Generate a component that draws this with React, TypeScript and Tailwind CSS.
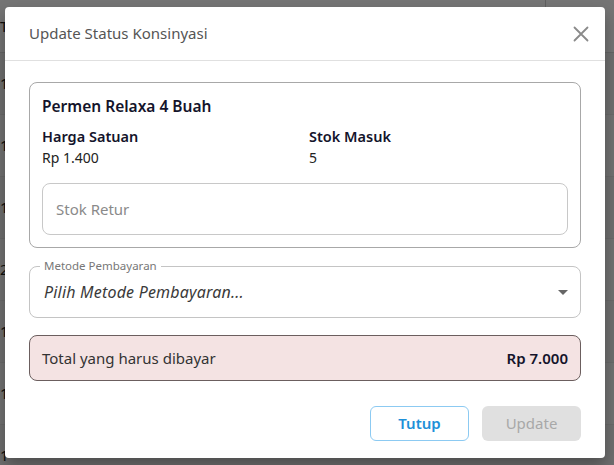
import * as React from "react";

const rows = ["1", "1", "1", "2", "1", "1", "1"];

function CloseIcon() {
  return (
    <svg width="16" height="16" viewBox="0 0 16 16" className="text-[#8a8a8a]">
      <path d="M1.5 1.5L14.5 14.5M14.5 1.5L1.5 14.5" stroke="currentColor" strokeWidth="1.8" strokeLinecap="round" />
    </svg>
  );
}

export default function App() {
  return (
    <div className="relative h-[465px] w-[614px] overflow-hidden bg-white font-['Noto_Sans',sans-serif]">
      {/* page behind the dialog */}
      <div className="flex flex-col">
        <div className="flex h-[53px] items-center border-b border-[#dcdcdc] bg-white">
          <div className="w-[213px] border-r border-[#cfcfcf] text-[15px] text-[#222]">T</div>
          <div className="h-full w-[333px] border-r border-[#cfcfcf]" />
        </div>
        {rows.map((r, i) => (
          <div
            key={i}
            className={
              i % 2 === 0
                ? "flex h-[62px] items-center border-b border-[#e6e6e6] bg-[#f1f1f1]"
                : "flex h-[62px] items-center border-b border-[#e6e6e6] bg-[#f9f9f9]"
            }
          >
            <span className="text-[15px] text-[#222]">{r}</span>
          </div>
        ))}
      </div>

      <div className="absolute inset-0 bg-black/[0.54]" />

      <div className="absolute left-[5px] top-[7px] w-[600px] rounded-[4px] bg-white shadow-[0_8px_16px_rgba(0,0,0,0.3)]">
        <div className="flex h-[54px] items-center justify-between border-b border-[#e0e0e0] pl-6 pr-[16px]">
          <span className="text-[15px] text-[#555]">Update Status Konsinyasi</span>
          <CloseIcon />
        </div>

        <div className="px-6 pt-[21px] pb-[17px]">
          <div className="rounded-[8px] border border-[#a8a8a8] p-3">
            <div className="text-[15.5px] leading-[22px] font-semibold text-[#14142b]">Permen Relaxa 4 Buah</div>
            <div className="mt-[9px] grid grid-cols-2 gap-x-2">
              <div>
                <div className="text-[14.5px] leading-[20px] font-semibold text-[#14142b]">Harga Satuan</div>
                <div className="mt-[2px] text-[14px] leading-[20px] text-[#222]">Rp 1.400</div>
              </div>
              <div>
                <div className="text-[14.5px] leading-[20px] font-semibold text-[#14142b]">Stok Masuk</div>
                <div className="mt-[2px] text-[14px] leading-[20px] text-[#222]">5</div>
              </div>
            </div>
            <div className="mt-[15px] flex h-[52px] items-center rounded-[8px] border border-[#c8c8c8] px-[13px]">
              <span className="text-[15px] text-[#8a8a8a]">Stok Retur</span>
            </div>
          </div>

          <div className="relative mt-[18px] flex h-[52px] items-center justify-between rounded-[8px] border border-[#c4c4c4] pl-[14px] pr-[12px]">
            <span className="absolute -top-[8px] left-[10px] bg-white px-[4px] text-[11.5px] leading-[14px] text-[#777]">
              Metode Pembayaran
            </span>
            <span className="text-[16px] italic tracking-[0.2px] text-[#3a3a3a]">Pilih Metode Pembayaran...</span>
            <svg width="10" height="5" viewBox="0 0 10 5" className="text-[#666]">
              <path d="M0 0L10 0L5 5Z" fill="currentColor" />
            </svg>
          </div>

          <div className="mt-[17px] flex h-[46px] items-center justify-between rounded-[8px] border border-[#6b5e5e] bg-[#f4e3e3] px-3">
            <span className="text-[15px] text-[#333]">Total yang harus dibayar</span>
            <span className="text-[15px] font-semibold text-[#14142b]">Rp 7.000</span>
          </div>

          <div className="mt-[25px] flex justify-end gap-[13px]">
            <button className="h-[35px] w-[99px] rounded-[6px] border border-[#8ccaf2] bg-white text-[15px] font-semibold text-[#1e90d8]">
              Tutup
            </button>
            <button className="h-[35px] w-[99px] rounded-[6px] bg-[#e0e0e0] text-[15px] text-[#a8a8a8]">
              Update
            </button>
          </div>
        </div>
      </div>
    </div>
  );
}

* **Task to complete**: List all lines above in which the string "React" appears.

* **Written reply**:
Generate a component that draws this with React, TypeScript and Tailwind CSS.
import * as React from "react";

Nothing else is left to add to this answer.